How to defeat the devourer of children
Data suggests that Saturn’s archetype is not only mythologically consistent—but measurable in real-world bereavement trends. These patterns aren't just poetic—they are statistically not random. Across both the U.S. Census—and Global and African epidemic data, Saturn’s angular years coincide with the sharpest upticks in parental death.
The death of a parent is a deeply formative event — one that reshapes identity, security, and perception of the world. Yet when we understand the archetype of Jupiter, we can also defeat the Father of Time as he did.
To defeat the devourer of children, we must think like Jupiter — not as warriors, but as guides of the next generation.

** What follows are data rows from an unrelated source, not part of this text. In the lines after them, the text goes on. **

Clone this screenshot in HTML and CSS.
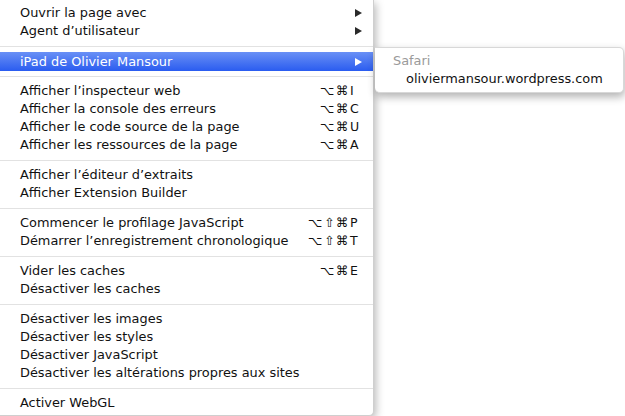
FILE: index.html
```html
<!DOCTYPE html>
<html lang="fr">
<head>
<meta charset="utf-8">
<title>Menu Développement</title>
<link rel="stylesheet" href="styles.css">
</head>
<body>
<div class="screen">
  <div class="menu">
    <div class="item"><span class="label">Ouvrir la page avec</span><span class="arrow"></span></div>
    <div class="item"><span class="label">Agent d’utilisateur</span><span class="arrow"></span></div>
    <div class="sep"></div>
    <div class="item selected"><span class="label">iPad de Olivier Mansour</span><span class="arrow"></span></div>
    <div class="sep"></div>
    <div class="item"><span class="label">Afficher l’inspecteur web</span><span class="keys"><span class="mods">⌥⌘</span><span class="key">I</span></span></div>
    <div class="item"><span class="label">Afficher la console des erreurs</span><span class="keys"><span class="mods">⌥⌘</span><span class="key">C</span></span></div>
    <div class="item"><span class="label">Afficher le code source de la page</span><span class="keys"><span class="mods">⌥⌘</span><span class="key">U</span></span></div>
    <div class="item"><span class="label">Afficher les ressources de la page</span><span class="keys"><span class="mods">⌥⌘</span><span class="key">A</span></span></div>
    <div class="sep"></div>
    <div class="item"><span class="label">Afficher l’éditeur d’extraits</span></div>
    <div class="item"><span class="label">Afficher Extension Builder</span></div>
    <div class="sep"></div>
    <div class="item"><span class="label">Commencer le profilage JavaScript</span><span class="keys"><span class="mods">⌥⇧⌘</span><span class="key">P</span></span></div>
    <div class="item"><span class="label">Démarrer l’enregistrement chronologique</span><span class="keys"><span class="mods">⌥⇧⌘</span><span class="key">T</span></span></div>
    <div class="sep"></div>
    <div class="item"><span class="label">Vider les caches</span><span class="keys"><span class="mods">⌥⌘</span><span class="key">E</span></span></div>
    <div class="item"><span class="label">Désactiver les caches</span></div>
    <div class="sep"></div>
    <div class="item"><span class="label">Désactiver les images</span></div>
    <div class="item"><span class="label">Désactiver les styles</span></div>
    <div class="item"><span class="label">Désactiver JavaScript</span></div>
    <div class="item"><span class="label">Désactiver les altérations propres aux sites</span></div>
    <div class="sep"></div>
    <div class="item"><span class="label">Activer WebGL</span></div>
  </div>
  <div class="submenu">
    <div class="item header"><span class="label">Safari</span></div>
    <div class="item child"><span class="label">oliviermansour.wordpress.com</span></div>
  </div>
</div>
</body>
</html>
```
FILE: styles.css
```css
html, body {
  margin: 0;
  padding: 0;
  background: #ffffff;
}
body {
  font-family: "DejaVu Sans", "Liberation Sans", sans-serif;
  font-size: 12.9px;
  color: #111;
}
.screen {
  position: relative;
  width: 625px;
  height: 416px;
  overflow: hidden;
}
.menu {
  width: 373px;
  padding: 4px 0 3px;
  background: #ffffff;
  border-right: 1px solid #cfcfcf;
  border-bottom: 1px solid #cfcfcf;
  border-radius: 0 0 5px 0;
  box-shadow: 2px 3px 8px rgba(0, 0, 0, 0.28);
  display: flex;
  flex-direction: column;
}
.item {
  height: 18px;
  line-height: 18px;
  padding: 0 11px 0 20px;
  display: flex;
  align-items: center;
  white-space: nowrap;
}
.item .label {
  flex: 1;
}
.arrow {
  width: 0;
  height: 0;
  border-top: 4px solid transparent;
  border-bottom: 4px solid transparent;
  border-left: 7px solid #2a2a2a;
}
.selected {
  color: #ffffff;
  background: linear-gradient(to bottom, #6990f6 0%, #4a76f2 50%, #2a5cf0 100%);
  height: 19px;
  margin-bottom: -1px;
  position: relative;
}
.selected .arrow {
  border-left-color: #ffffff;
}
.keys {
  display: flex;
  font-size: 12.5px;
}
.mods {
  letter-spacing: 1.5px;
  text-align: right;
}
.key {
  width: 12px;
  text-align: left;
}
.sep {
  height: 12px;
  display: flex;
  align-items: center;
}
.sep::before {
  content: "";
  display: block;
  width: 100%;
  height: 1px;
  background: #e2e2e2;
}
.submenu {
  position: absolute;
  left: 375px;
  top: 47px;
  width: 248px;
  padding: 4px 0;
  background: #ffffff;
  border: 1px solid #d8d8d8;
  border-left: none;
  border-radius: 0 5px 5px 5px;
  box-shadow: 1px 4px 9px rgba(0, 0, 0, 0.3);
  display: flex;
  flex-direction: column;
}
.submenu .item {
  padding-left: 18px;
}
.submenu .header {
  color: #9a9a9a;
}
.submenu .child {
  padding-left: 31px;
}
```
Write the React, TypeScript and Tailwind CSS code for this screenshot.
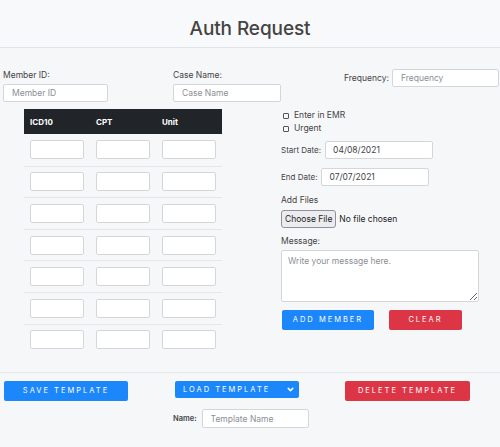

Jupiter didn’t just survive Saturn; he prepared for him. He studied, watched, waited, and grew into a force powerful enough to liberate what had been lost. Likewise, we as parents, caretakers, and mentors can help our children face Saturn’s tests — the inevitable losses, ruptures, and reckonings — not with fear, but with inner foundation.
The data is no longer just myth or metaphor. It shows us that Saturn’s angular years are statistically significant moments of loss, often beyond our control. But what is within our power is to instill in our children the tools of Jupiter: the ability to ask deeper questions, to navigate grief with meaning, to trust in growth after collapse. These are not just comforts — they are keys of survival. And with them, when Saturn arrives — as he always does — our children may feel pain, but they will not be devoured.
Some of us teach because we’re present. Others teach in case we’re not.
For those who’ve walked through it, parental death is more than a statistic. It becomes a before and after — a quiet reshaping of identity. And as researchers begin to study it more precisely, we can now see patterns in when it tends to happen.
Bound to cycles
older than history,
written in both
Data and Myth.
As I release these research findings this Father’s Day, I dedicate this post to my own father, Bryant Lady, my greatest teacher. His death at my Saturn opposition, when I was just fourteen, cracked my world open — but it also seeded everything I would come to study, create, and seek to understand. Now, in the final year of my Saturn return, I write this as both an offering and a legacy — not just of grief, but of the wisdom he left behind.
If you only had until your child turned seven — or fourteen — or twenty-one — what would you teach them? What would you pass down? What would be the most essential?